- [Rows from a dataset of pages and code]
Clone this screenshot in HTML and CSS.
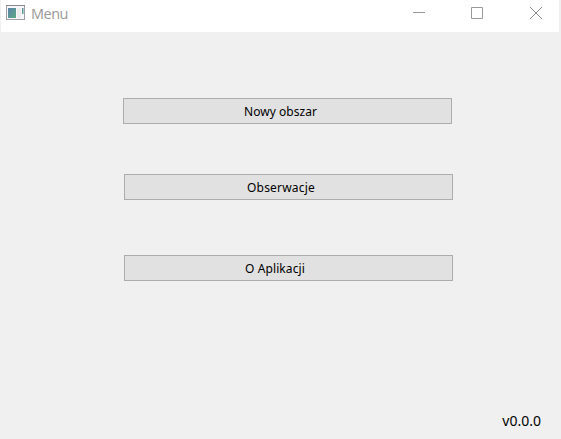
FILE: index.html
```html
<!DOCTYPE html>
<html lang="pl">
<head>
<meta charset="utf-8">
<title>Menu</title>
<link rel="stylesheet" href="styles.css">
</head>
<body>
<div class="window">
  <header class="titlebar">
    <svg class="app-icon" width="19" height="15" viewBox="0 0 19 15">
      <defs><linearGradient id="pane" x1="0" y1="0" x2="1" y2="1"><stop offset="0" stop-color="#5b83ac"/><stop offset="1" stop-color="#5aab83"/></linearGradient></defs>
      <rect x=".5" y=".5" width="18" height="14" fill="#f8f8f8" stroke="#9b9fa3"/>
      <path d="M0 .5h19" stroke="#85898e"/>
      <rect x="2" y="3" width="8" height="10" fill="url(#pane)"/>
      <rect x="11" y="3" width="4" height="10" fill="#ececec"/>
      <rect x="16" y="3" width="1.5" height="6" fill="url(#pane)"/>
    </svg>
    <h1 class="title">Menu</h1>
    <div class="controls">
      <svg class="minimize" width="12" height="12" viewBox="0 0 12 12"><path d="M0 5.5h12" stroke="#999"/></svg>
      <svg class="maximize" width="12" height="12" viewBox="0 0 12 12"><path d="M.5.5h11v11H.5z" fill="none" stroke="#999"/></svg>
      <svg class="close" width="12" height="12" viewBox="0 0 12 12"><path d="M0 0l12 12M12 0L0 12" stroke="#8c8c8c"/></svg>
    </div>
  </header>
  <main class="menu">
    <button class="item new-area"><span>Nowy obszar</span></button>
    <button class="item observations"><span>Obserwacje</span></button>
    <button class="item about"><span>O Aplikacji</span></button>
  </main>
  <footer class="version">v0.0.0</footer>
</div>
</body>
</html>
```
FILE: styles.css
```css
* { box-sizing: border-box; }
body { margin: 0; background: #f0f0f0; }
.window {
  display: flex;
  flex-direction: column;
  height: 439px;
  width: 561px;
  overflow: hidden;
}
.titlebar {
  display: flex;
  align-items: flex-start;
  height: 32px;
  flex: none;
  margin: 0 2px 0 1px;
  padding-left: 5px;
  background: #fff;
}
.app-icon { margin-top: 5px; }
.title {
  margin: 4px 0 0 6px;
  font: 400 14.5px/20px "Open Sans", "Noto Sans", sans-serif;
  letter-spacing: -0.5px;
  color: #999;
}
.controls {
  display: flex;
  margin: 7px 17px 0 auto;
}
.controls svg { display: block; }
.minimize { margin-right: 46px; }
.maximize { margin-right: 47px; }
.menu {
  display: flex;
  flex-direction: column;
  flex: 1;
  padding: 66px 0 0 124px;
}
.item {
  display: block;
  flex: none;
  width: 329px;
  height: 26px;
  padding: 2px 0 0;
  border: 1px solid #adadad;
  border-radius: 0;
  background: #e1e1e1;
  color: #000;
  font: 400 12px/22px "Noto Sans", sans-serif;
  letter-spacing: 0.1px;
  text-align: left;
}
.new-area { margin-left: -1px; padding-left: 120px; letter-spacing: 0.05px; }
.observations { margin-top: 50px; padding-left: 122px; letter-spacing: 0.2px; }
.about { margin-top: 55px; padding-left: 120px; }
.version {
  flex: none;
  padding: 0 20px 8px 0;
  text-align: right;
  color: #000;
  font: 400 14px/20px "Noto Sans", sans-serif;
}
```
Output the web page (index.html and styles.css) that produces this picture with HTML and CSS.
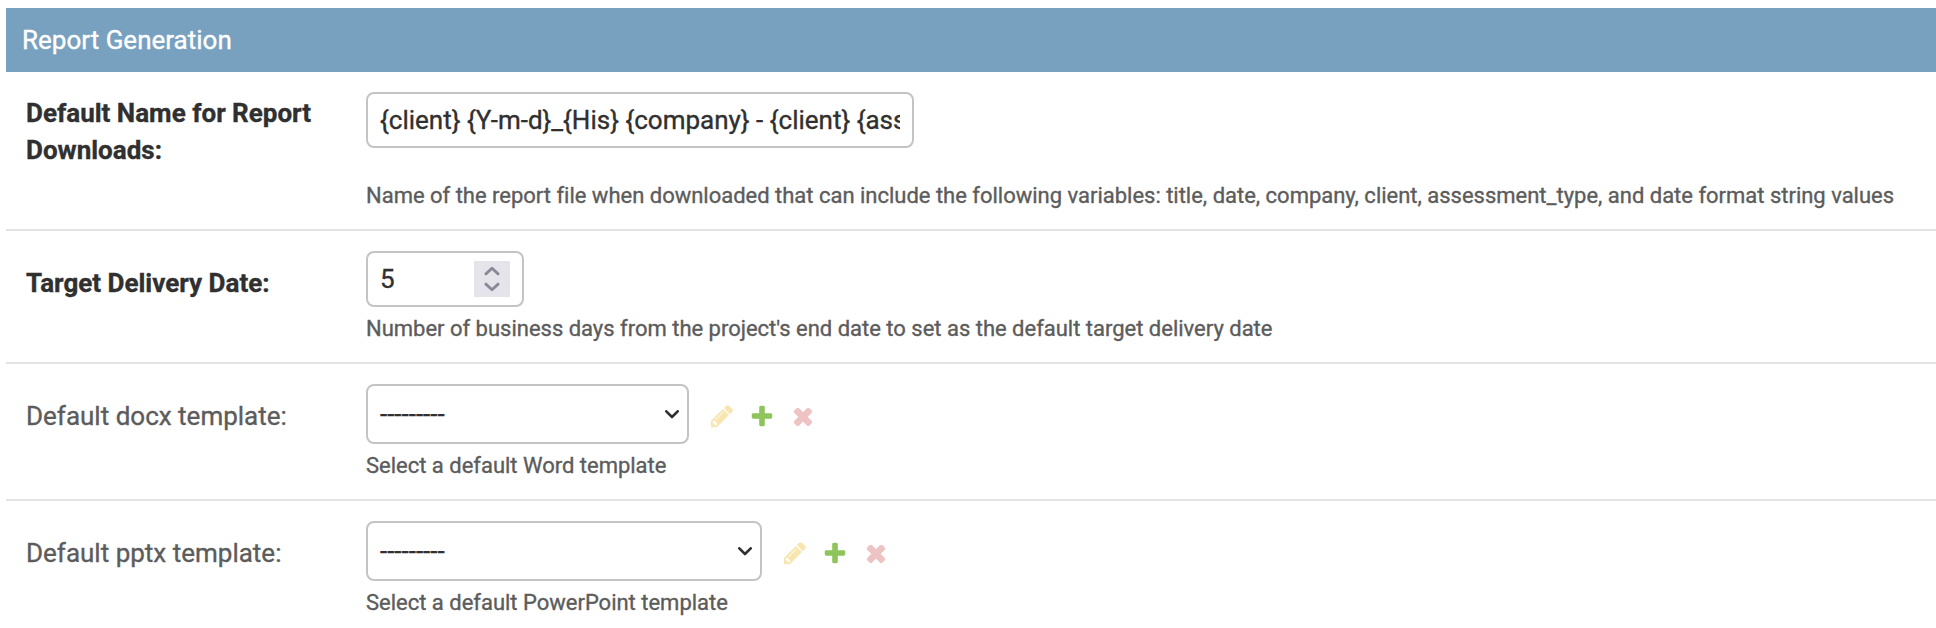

- [Exercise task] Above are some records. Report the number of their lines that include "styles", and add nothing else.

- [Result] 3